>>>
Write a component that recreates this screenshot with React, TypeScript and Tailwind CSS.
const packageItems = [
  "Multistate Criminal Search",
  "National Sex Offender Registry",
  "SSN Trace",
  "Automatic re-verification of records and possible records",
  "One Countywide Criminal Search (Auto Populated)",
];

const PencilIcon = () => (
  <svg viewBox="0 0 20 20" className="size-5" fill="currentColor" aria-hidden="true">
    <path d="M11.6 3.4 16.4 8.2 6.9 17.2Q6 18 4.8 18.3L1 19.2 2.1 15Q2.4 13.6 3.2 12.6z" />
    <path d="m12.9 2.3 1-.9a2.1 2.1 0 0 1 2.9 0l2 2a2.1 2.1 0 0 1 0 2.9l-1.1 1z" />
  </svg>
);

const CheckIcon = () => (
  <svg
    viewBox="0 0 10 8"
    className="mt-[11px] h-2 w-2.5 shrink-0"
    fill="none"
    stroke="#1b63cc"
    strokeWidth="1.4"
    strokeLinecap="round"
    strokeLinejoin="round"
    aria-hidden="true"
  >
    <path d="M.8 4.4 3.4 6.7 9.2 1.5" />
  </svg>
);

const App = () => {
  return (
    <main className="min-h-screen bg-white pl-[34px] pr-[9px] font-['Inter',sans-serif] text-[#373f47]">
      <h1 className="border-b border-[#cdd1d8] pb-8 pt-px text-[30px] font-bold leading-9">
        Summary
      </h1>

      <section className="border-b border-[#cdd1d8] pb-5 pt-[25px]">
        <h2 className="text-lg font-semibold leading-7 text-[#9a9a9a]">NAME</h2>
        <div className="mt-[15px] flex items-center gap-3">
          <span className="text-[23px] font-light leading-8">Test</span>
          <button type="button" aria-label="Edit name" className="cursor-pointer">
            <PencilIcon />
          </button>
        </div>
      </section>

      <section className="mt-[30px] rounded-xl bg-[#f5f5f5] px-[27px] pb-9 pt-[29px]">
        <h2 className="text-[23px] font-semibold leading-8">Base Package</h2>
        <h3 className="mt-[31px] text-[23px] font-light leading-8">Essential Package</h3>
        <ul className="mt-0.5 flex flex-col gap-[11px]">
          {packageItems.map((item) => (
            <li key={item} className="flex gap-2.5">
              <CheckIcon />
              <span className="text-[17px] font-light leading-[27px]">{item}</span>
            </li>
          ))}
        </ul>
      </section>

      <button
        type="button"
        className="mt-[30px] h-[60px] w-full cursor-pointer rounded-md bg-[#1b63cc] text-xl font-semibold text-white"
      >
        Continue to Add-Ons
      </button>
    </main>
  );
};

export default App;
<<<
Direction.
Can you give every line above again, exactly as written?

Response to this exercise.
Write a component that recreates this screenshot with React, TypeScript and Tailwind CSS.
const packageItems = [
  "Multistate Criminal Search",
  "National Sex Offender Registry",
  "SSN Trace",
  "Automatic re-verification of records and possible records",
  "One Countywide Criminal Search (Auto Populated)",
];

const PencilIcon = () => (
  <svg viewBox="0 0 20 20" className="size-5" fill="currentColor" aria-hidden="true">
    <path d="M11.6 3.4 16.4 8.2 6.9 17.2Q6 18 4.8 18.3L1 19.2 2.1 15Q2.4 13.6 3.2 12.6z" />
    <path d="m12.9 2.3 1-.9a2.1 2.1 0 0 1 2.9 0l2 2a2.1 2.1 0 0 1 0 2.9l-1.1 1z" />
  </svg>
);

const CheckIcon = () => (
  <svg
    viewBox="0 0 10 8"
    className="mt-[11px] h-2 w-2.5 shrink-0"
    fill="none"
    stroke="#1b63cc"
    strokeWidth="1.4"
    strokeLinecap="round"
    strokeLinejoin="round"
    aria-hidden="true"
  >
    <path d="M.8 4.4 3.4 6.7 9.2 1.5" />
  </svg>
);

const App = () => {
  return (
    <main className="min-h-screen bg-white pl-[34px] pr-[9px] font-['Inter',sans-serif] text-[#373f47]">
      <h1 className="border-b border-[#cdd1d8] pb-8 pt-px text-[30px] font-bold leading-9">
        Summary
      </h1>

      <section className="border-b border-[#cdd1d8] pb-5 pt-[25px]">
        <h2 className="text-lg font-semibold leading-7 text-[#9a9a9a]">NAME</h2>
        <div className="mt-[15px] flex items-center gap-3">
          <span className="text-[23px] font-light leading-8">Test</span>
          <button type="button" aria-label="Edit name" className="cursor-pointer">
            <PencilIcon />
          </button>
        </div>
      </section>

      <section className="mt-[30px] rounded-xl bg-[#f5f5f5] px-[27px] pb-9 pt-[29px]">
        <h2 className="text-[23px] font-semibold leading-8">Base Package</h2>
        <h3 className="mt-[31px] text-[23px] font-light leading-8">Essential Package</h3>
        <ul className="mt-0.5 flex flex-col gap-[11px]">
          {packageItems.map((item) => (
            <li key={item} className="flex gap-2.5">
              <CheckIcon />
              <span className="text-[17px] font-light leading-[27px]">{item}</span>
            </li>
          ))}
        </ul>
      </section>

      <button
        type="button"
        className="mt-[30px] h-[60px] w-full cursor-pointer rounded-md bg-[#1b63cc] text-xl font-semibold text-white"
      >
        Continue to Add-Ons
      </button>
    </main>
  );
};

export default App;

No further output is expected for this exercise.